Sur la pancarte : « Les journalistes ne sont pas des charlatans »
© Louis Seiller / CdB

Le pluralisme des médias en Albanie n’est qu’un mythe. C’est en substance la conclusion de trois mois d’enquête menée conjointement par BIRN Albania et Reporters sans frontières (RSF). Selon leur rapport, le marché des médias en Albanie se caractérise par une concentration exceptionnellement élevée : huit groupes de médias, tous formats confondus, se partagent 80% de l’audience totale. Pour la télévision, le média le plus influent en Albanie, les quatre plus grands groupes détiennent plus de la moitié de l’audience.

Le phénomène d’autocensure, très répandu chez les journalistes en Albanie, serait exacerbé par les intérêts économiques et politiques des propriétaires de médias. 80% des journalistes interrogés ont ainsi déclaré ne pas bénéficier d’une sécurité de l’emploi. Cette enquête épingle aussi l’Autorité des médias audiovisuels (AMA). Cet organisme de réglementation est décrit comme étant sous l’influence directe ou indirecte d’acteurs politiques et économiques.

BIRN et RSF pointent les pressions et les attaques dont font régulièrement l’objet les rares médias indépendants du pays, notamment de la part de personnalités politiques, à commencer par la stratégie de dénigrement adoptée par le Premier ministre. À l’automne dernier, lors de « l’affaire Tahiri », Edi Rama avait ainsi copieusement attaqué les journalistes, les qualifiant d’ignorants, de poison, de charlatans et même d’ennemis publics.
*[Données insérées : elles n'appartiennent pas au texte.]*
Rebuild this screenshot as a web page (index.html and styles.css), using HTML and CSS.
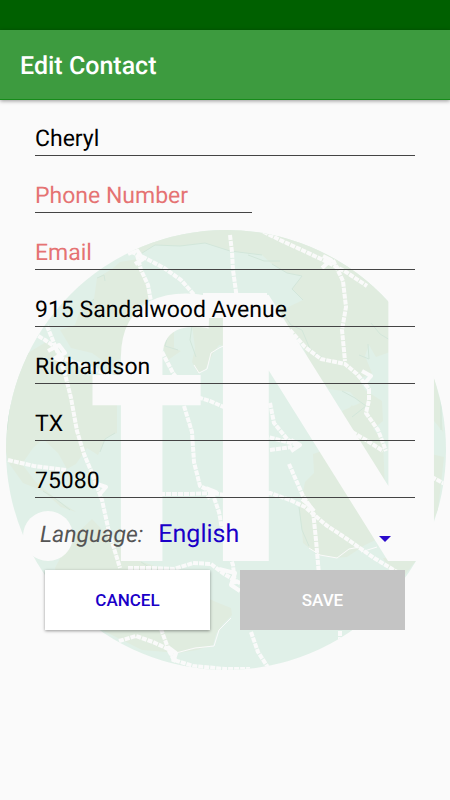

« Après plus de deux décennies de transition, le paysage médiatique albanais semble s’éloigner de l’indépendance, de la pluralité et de la durabilité », déplore Olaf Steenfadt, qui a supervisé cette enquête pour RSF. Il appelle les élites politiques à comprendre la valeur d’un secteur médiatique bien portant et à agir en conséquence, notamment dans la perspective d’intégration à l’UE.